_Exercise_: Find the lines holding "index" and copy them.

==================================================

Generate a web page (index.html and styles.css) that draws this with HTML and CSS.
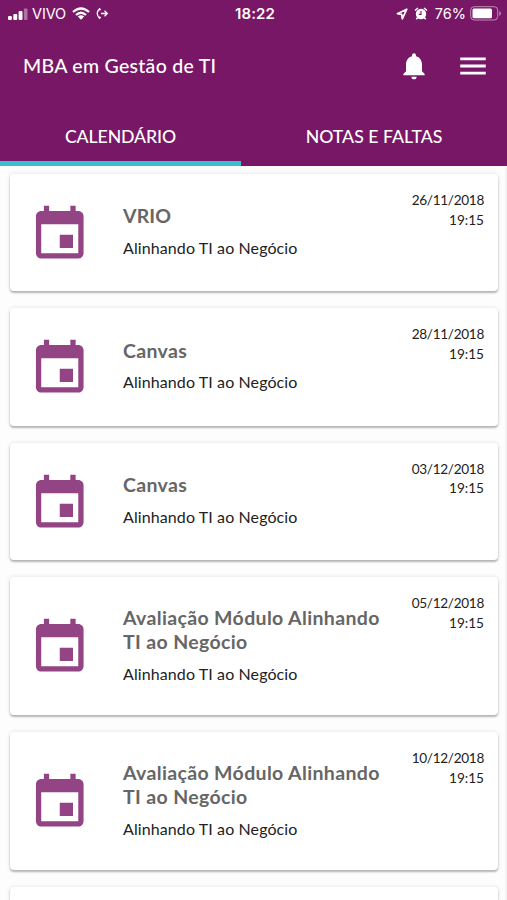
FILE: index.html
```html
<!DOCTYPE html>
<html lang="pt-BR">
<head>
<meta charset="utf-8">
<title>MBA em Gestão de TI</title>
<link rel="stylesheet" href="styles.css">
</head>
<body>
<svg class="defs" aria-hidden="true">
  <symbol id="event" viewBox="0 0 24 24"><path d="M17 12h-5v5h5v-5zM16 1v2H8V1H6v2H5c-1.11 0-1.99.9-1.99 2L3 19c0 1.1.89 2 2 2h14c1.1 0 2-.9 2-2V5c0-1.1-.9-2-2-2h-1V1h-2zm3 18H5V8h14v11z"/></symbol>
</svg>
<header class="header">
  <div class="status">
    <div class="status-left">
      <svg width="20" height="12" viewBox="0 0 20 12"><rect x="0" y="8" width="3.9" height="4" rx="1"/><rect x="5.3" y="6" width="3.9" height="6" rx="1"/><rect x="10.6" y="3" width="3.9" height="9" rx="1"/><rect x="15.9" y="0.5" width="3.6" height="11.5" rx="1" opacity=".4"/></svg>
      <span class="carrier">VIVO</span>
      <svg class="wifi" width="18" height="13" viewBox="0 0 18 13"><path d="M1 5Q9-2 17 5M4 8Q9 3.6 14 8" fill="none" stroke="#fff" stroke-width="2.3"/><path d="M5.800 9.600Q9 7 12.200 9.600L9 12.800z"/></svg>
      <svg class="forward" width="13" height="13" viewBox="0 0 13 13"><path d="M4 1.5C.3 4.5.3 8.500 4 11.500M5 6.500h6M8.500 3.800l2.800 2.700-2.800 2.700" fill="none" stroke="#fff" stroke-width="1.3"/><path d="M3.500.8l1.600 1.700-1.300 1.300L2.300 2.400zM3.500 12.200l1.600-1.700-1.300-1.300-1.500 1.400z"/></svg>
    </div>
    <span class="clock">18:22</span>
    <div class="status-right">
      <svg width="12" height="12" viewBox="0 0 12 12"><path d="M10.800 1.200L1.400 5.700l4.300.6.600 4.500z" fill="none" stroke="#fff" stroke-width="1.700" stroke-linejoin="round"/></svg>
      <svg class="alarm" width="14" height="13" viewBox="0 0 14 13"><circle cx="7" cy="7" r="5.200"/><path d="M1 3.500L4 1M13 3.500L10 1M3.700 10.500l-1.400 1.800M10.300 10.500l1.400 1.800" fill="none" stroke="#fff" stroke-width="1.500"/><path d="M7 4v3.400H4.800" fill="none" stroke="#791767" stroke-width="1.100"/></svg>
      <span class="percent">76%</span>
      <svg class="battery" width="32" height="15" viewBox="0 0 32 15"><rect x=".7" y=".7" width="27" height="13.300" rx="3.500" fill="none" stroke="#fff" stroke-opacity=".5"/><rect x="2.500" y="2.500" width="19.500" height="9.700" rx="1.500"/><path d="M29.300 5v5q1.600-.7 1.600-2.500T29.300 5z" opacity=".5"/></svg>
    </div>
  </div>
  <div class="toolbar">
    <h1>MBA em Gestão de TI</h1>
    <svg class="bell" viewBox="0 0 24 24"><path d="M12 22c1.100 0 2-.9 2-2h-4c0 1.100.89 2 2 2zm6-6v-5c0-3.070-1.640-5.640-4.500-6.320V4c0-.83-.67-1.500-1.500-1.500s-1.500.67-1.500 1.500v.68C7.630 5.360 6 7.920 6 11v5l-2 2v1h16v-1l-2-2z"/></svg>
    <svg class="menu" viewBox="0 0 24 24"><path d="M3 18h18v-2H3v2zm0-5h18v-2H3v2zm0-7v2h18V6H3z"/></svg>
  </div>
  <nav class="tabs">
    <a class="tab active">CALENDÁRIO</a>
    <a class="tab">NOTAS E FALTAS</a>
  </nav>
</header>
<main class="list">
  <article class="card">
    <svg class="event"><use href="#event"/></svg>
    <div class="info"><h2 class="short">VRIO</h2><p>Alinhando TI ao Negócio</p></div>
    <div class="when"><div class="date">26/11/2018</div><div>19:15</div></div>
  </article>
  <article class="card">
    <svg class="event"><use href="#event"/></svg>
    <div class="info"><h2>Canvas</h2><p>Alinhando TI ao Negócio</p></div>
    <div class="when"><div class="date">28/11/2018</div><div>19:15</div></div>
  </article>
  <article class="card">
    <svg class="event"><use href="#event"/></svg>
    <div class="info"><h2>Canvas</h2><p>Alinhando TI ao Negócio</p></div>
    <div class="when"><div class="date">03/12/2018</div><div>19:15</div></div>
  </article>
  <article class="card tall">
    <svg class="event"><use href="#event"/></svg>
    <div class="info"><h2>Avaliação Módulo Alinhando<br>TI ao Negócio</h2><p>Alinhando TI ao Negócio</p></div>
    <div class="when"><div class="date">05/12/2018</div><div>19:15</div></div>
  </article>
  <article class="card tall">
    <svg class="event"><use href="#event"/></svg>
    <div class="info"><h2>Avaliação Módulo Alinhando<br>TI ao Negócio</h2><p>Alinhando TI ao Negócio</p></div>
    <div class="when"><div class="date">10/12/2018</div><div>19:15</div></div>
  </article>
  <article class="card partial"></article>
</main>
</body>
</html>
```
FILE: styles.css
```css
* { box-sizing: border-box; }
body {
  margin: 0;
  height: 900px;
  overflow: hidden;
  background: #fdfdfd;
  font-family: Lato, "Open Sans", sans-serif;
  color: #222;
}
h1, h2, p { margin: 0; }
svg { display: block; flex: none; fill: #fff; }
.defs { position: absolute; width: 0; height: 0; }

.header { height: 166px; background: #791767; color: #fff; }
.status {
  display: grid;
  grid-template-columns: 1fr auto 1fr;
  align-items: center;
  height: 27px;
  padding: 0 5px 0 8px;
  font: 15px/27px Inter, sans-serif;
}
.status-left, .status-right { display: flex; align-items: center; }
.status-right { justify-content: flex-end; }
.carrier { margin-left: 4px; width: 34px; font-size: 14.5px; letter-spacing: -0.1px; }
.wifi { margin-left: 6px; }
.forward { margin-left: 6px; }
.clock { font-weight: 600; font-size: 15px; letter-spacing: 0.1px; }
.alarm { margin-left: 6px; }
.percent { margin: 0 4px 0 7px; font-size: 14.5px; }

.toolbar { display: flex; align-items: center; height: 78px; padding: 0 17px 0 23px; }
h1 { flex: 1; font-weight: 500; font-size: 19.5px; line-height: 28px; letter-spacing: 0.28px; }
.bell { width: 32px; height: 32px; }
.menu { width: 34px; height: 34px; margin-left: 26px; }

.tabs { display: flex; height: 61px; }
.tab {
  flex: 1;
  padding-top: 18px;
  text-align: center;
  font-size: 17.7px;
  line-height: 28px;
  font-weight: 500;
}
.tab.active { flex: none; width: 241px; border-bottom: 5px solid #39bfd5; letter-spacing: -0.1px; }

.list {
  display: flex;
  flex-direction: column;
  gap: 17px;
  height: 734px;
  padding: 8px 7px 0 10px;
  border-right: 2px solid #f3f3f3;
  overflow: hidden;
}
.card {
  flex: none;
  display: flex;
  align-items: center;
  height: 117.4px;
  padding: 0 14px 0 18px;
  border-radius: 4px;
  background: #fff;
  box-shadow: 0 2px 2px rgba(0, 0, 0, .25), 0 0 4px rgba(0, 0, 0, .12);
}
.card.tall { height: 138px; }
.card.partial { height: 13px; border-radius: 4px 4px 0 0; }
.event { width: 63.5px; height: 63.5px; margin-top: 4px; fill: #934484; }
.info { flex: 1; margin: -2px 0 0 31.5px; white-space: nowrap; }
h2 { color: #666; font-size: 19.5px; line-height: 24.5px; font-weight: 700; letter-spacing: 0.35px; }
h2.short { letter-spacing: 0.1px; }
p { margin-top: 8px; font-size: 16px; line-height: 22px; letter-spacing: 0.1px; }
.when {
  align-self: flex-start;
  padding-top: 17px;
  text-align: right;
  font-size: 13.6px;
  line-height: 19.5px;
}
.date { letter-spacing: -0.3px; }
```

==================================================

_Solution for this problem_:
Generate a web page (index.html and styles.css) that draws this with HTML and CSS.
FILE: index.html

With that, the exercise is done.